The siege of the Intercontinental by a squad of Taliban suicide bombers and heavily armed gunmen was one of the most sophisticated and audacious attacks in the Afghan capital in years. It took the lives of 11 civilians, including hotel staff and visitors, and wounded a dozen more, officials said.

Eight assailants were killed, officials said. Some are thought to have blown themselves up as part of the attack, while others were shot inside the hotel or on its grounds. The last two assailants were killed by NATO helicopter gunships on the roof shortly before dawn, officials said.

The national intelligence police said no foreigners were among the civilian dead, but other officials offered conflicting information. The Interior Ministry said a Spaniard was slain, and police officials said a pilot from Turkey and a visitor from France had been killed.

The U.S. Embassy said that a number of Americans had been dining or staying at the hotel but that all were accounted for. The Canadian Embassy said reports of a Canadian diplomat’s death were untrue.

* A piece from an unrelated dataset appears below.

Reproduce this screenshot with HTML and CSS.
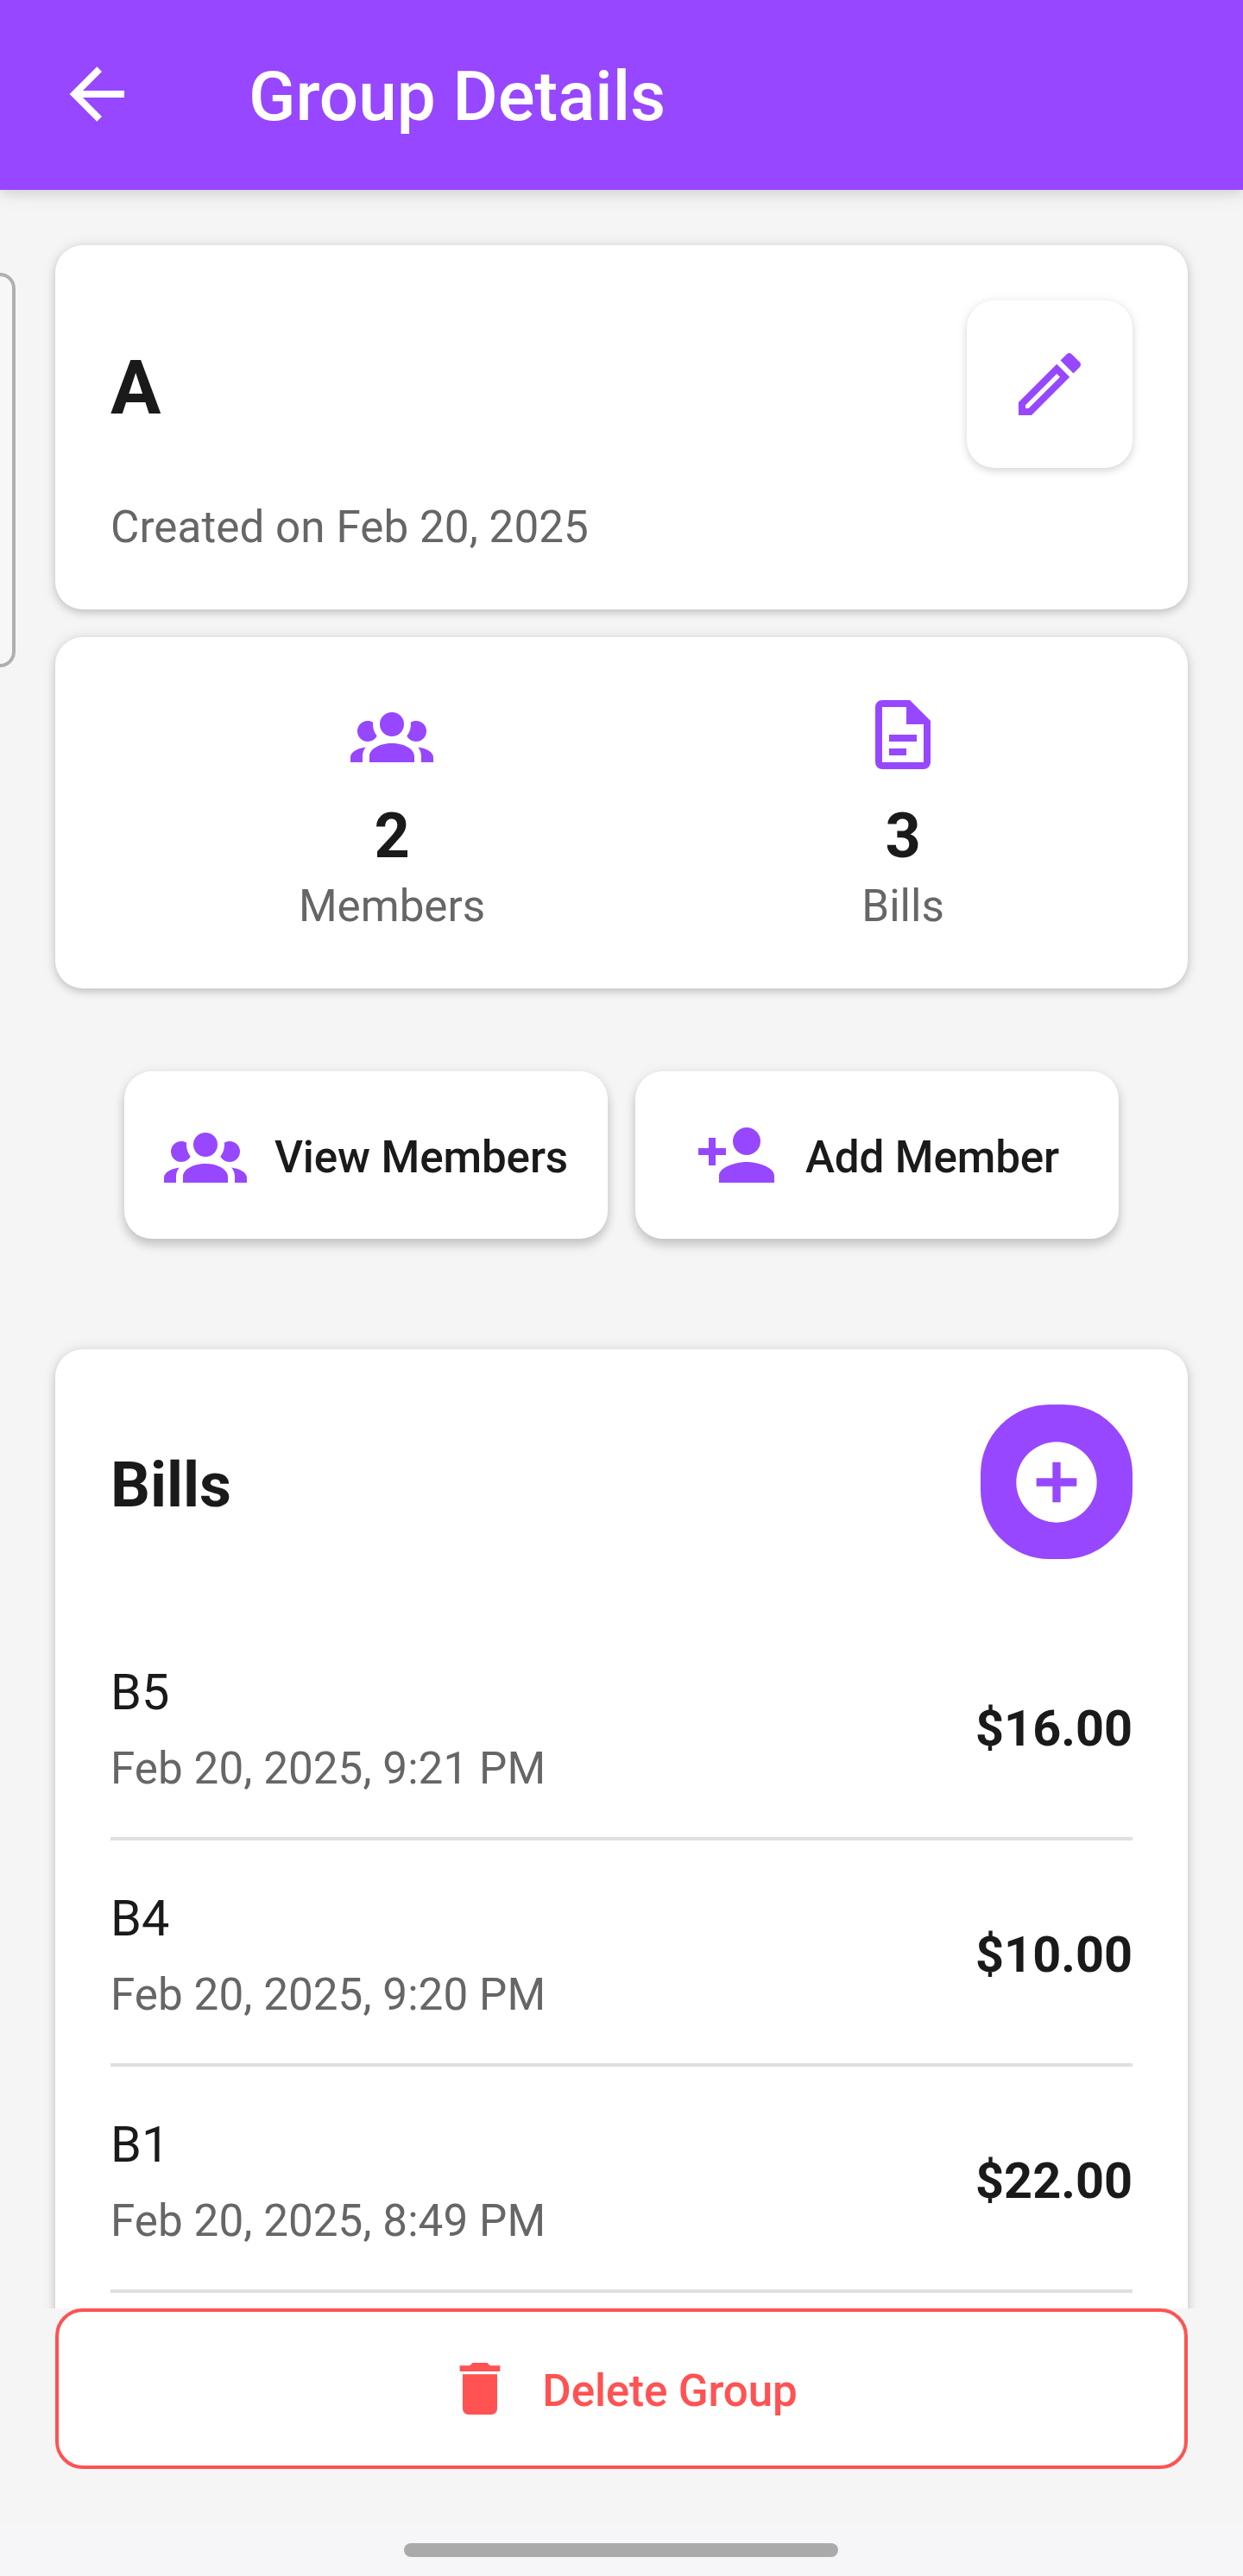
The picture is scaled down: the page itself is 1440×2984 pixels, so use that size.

The assault shattered all semblance of security in Kabul at a critical time. President Obama recently announced a gradual withdrawal of 33,000 U.S. troops from Afghanistan, and the government of President Hamid Karzai is preparing to assume full responsibility for security by 2014.

Kabul is one of seven cities or regions slated for an early transition to Afghan defense leadership, beginning next month. Officials said the Taliban attack was clearly intended to sabotage the transition and prove that Afghan forces cannot protect the general population, but they vowed not to allow the insurgents to derail the turnover.

“The enemy failed to carry out their plan because they were all killed and there was no major cost to civilian life,” Lutfullah Mashal, spokesman for the national intelligence police, said in a news conference. “They want to undermine things in the seven areas of transition. . . . We say to them that we Afghans have the ability to stop terrorist attacks and we will.”